GOAL:
Extract the lines from the start through the line that holds "import React from", both included, omitting all images.

INFORMATION SHOWN:
· · ·

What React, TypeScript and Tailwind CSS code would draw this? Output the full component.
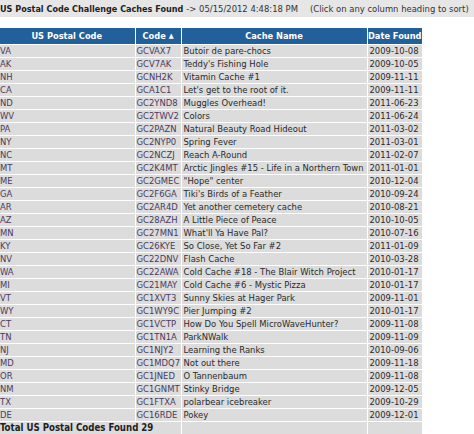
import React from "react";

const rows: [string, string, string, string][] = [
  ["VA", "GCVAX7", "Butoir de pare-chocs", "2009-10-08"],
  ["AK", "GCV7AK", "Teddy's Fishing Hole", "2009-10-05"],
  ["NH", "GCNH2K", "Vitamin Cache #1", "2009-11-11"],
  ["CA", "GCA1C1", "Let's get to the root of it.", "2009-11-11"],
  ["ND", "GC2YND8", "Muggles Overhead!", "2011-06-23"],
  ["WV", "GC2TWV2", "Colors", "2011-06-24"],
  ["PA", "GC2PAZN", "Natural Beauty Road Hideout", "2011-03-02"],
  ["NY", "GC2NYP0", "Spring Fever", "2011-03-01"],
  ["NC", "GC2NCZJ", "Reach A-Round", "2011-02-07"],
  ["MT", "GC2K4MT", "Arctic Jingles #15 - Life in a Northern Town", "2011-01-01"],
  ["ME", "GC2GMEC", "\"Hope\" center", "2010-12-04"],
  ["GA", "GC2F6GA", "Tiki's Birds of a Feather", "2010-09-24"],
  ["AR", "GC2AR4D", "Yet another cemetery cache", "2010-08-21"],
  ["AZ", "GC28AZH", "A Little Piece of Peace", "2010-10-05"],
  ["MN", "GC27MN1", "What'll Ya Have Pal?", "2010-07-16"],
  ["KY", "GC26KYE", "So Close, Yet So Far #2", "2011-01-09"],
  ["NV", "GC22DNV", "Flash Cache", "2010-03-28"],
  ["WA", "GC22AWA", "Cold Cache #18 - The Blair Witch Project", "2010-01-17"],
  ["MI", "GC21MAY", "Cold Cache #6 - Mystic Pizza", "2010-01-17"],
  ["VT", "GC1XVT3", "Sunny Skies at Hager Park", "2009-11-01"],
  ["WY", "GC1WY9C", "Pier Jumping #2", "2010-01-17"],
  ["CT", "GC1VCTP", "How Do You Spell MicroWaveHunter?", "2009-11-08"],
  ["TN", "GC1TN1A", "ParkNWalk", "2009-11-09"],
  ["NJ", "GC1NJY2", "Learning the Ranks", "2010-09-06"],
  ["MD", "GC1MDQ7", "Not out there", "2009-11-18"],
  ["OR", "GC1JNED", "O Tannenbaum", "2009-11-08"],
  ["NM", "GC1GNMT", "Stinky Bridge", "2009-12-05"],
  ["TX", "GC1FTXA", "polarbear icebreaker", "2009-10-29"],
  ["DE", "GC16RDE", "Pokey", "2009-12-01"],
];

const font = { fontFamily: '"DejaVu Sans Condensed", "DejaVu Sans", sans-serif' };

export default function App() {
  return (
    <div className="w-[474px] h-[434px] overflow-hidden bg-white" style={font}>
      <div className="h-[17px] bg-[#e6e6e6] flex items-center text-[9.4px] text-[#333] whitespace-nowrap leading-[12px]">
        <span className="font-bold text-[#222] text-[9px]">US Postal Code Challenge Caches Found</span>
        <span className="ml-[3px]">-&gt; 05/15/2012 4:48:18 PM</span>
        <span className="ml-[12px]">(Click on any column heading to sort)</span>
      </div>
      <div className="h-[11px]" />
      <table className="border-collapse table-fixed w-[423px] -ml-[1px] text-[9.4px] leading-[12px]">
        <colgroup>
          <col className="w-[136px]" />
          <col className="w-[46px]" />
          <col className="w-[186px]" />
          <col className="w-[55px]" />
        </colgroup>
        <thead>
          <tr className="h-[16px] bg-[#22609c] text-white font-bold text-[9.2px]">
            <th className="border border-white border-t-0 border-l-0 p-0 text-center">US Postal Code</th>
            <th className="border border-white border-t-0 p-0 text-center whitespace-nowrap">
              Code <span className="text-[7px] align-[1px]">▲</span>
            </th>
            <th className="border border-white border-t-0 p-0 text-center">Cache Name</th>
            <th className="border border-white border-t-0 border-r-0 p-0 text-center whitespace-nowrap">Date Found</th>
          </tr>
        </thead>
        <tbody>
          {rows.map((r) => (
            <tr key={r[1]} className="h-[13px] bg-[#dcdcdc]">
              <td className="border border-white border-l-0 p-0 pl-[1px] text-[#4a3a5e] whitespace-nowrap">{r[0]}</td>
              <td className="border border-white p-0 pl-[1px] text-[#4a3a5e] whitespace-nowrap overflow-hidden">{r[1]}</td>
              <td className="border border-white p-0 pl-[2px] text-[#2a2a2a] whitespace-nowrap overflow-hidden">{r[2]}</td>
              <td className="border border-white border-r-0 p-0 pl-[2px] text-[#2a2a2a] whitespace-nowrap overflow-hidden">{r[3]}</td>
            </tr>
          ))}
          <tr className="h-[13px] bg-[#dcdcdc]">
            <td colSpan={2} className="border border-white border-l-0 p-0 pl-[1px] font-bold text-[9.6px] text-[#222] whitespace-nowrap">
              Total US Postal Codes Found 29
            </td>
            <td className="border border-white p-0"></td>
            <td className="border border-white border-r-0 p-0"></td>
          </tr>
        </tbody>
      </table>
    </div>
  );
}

· · ·

WRITTEN SOLUTION:
What React, TypeScript and Tailwind CSS code would draw this? Output the full component.
import React from "react";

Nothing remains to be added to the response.